Cette marge de manœuvre semble tout de même assez limitée…

Elle est certes limitée, mais une fois sorties de leur quartier, elles sont totalement libres. Par la suite, une fois qu'elles ont un travail, elles peuvent s'autonomiser vis-à-vis de la famille, rendant ainsi leur marge de manœuvre quasi-totale.

Avec la crise économique et l'émergence d'idées radicales, les penseurs les plus pessimistes dénoncent un risque de "guerre civile" en France. Il existe en tout cas une fracture sociale d'envergure dans le pays. Peut-on penser que les jeunes filles de banlieue puissent apporter une partie du remède ?

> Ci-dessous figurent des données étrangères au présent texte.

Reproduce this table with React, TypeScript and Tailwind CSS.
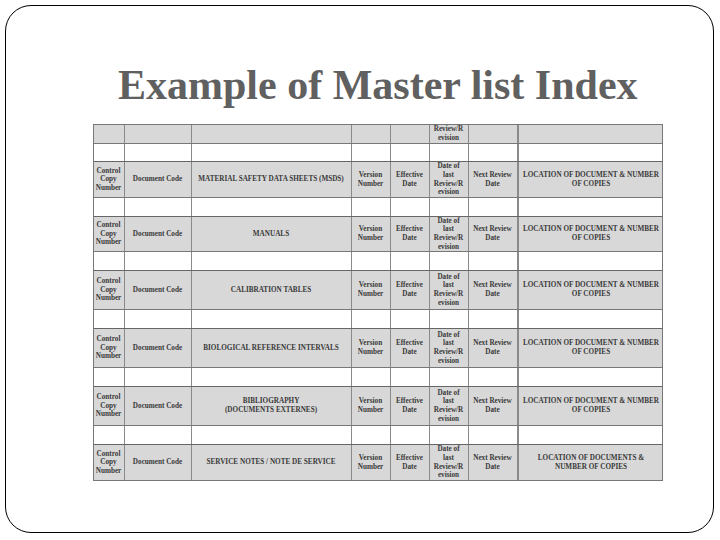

Je ne crois pas à la théorie de la guerre civile. La société française est capable de faire beaucoup mieux que de céder à une telle dérive. Regardez la société américaine, qui est beaucoup plus violente : elle arrive tout de même à gérer les troubles dans les villes. En 2005 des banlieues se sont radicalisées, mais la chose a finalement été gérée. En cas de crise, les gens sont capables de descendre dans les rues, comme on l'a vu à la suite de l'attentat contre Charlie Hebdo, tout en restant dans un cadre purement républicain.

Les jeunes filles jouent déjà un rôle pacificateur. Par exemple on constate moins de violence dans les bus conduits par des femmes, car les jeunes garçons font preuve de davantage de retenue vis-à-vis d'elles, qui sont moins "frontales". Il faudrait davantage insister sur la fonction de médiation sociale des femmes en banlieue, leur donner plus de capacités d'action, et surtout, qu'elles prennent conscience de cette capacité. C'est une des solutions, mais ce n'est pas uniquement cela qui, fondamentalement, va permettre de résorber la fracture sociale. Le pan économique est primordial : il faut de la croissance, avant tout. Mais il faut aussi un dialogue social, qui fait cruellement défaut à la France, entre les acteurs de la société civile, indépendamment de l'Etat. Les Français se sont trop déresponsabilisé, trop habitués qu'ils sont à se reposer sur l'Etat.